D.I.Y. Applying Henna

The cultural significance and application of this social media craze


Sonia Baig applies free-styled henna design.

Sonia Baig and Amelia Reyes

Whether you’ve seen artsy henna pictures on social media, or your family has been applying it for religious celebrations for as long as you can remember, it’s common to know about henna from some place or another. While often called henna in America, it’s often called mehndi in other parts of the world ranging from Africa to the Middle East. Henna is often used during weddings, holidays, and religious occasions. However, henna is also big part of festival culture especially in Minnesota summers, and quite frankly, it just looks really cool.

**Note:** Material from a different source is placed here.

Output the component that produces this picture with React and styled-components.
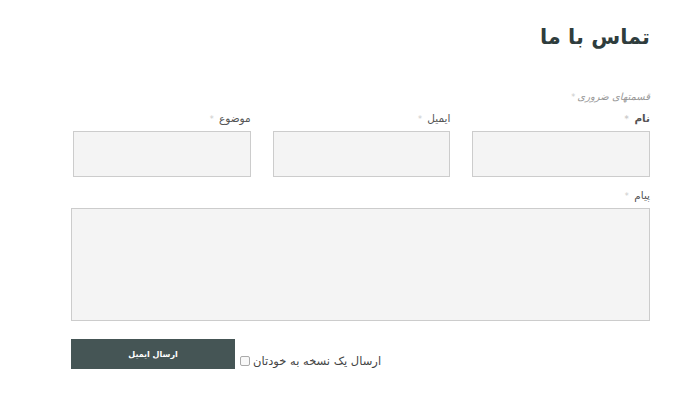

Although you can get henna done at many events and festivals, most people don’t realize that it’s quite easy to purchase on Amazon or at an ethnic grocery store for a relatively low price to do yourself or with friends. Though it can seem intimidating at first, applying henna is actually simple and easy to learn. You can either copy a pattern that you find on the internet, or create your own, improvising as you go.

 How To:
  1. Purchase henna in a cone, not a powder (powders are much harder to use). Henna is easiest to purchase from Amazon.
  2. Take the pin out of the tip of the applicator cone. Be sure to save this pin for later so that when you are done using the henna you can put it back in and save the tube to reuse later.
  3. Test out the henna on a scrap piece of paper to make sure its flowing correctly before you use it on your subject or yourself! To make the henna come out of the tube, squeeze from the middle/top of the cone with one hand and use your other hand to direct and stabilize the tip so you can design your beautiful patterns.
  4. Start applying! Look online for inspiration or trust yourself and just improvise. A standard template we like to follow is making patterns in a cuff shape on the wrist, then making a flowery shape in the middle of the hand, and lastly designing patterns on all the fingers. Then, you can connect these three parts together with lines and dots for a basic henna design. You can see this in the time lapse below of us improvising a pattern.
  5. After you’ve finished making your design, let the henna dry until it is hardened and crust like so you can peel it off to reveal your patterns. Generally the longer you leave it to sit on the hand, the darker it will be.
  6. After you’ve let the henna harden for your desired amount of time, wash off the henna and you will be able to see your pattern transferred to your or your subject’s skin! You might need to scrape it off as it can be sometimes hard to remove, but doing so under running water helps a lot.
  7. Enjoy! The pattern should stay for about a week and fade away gradually.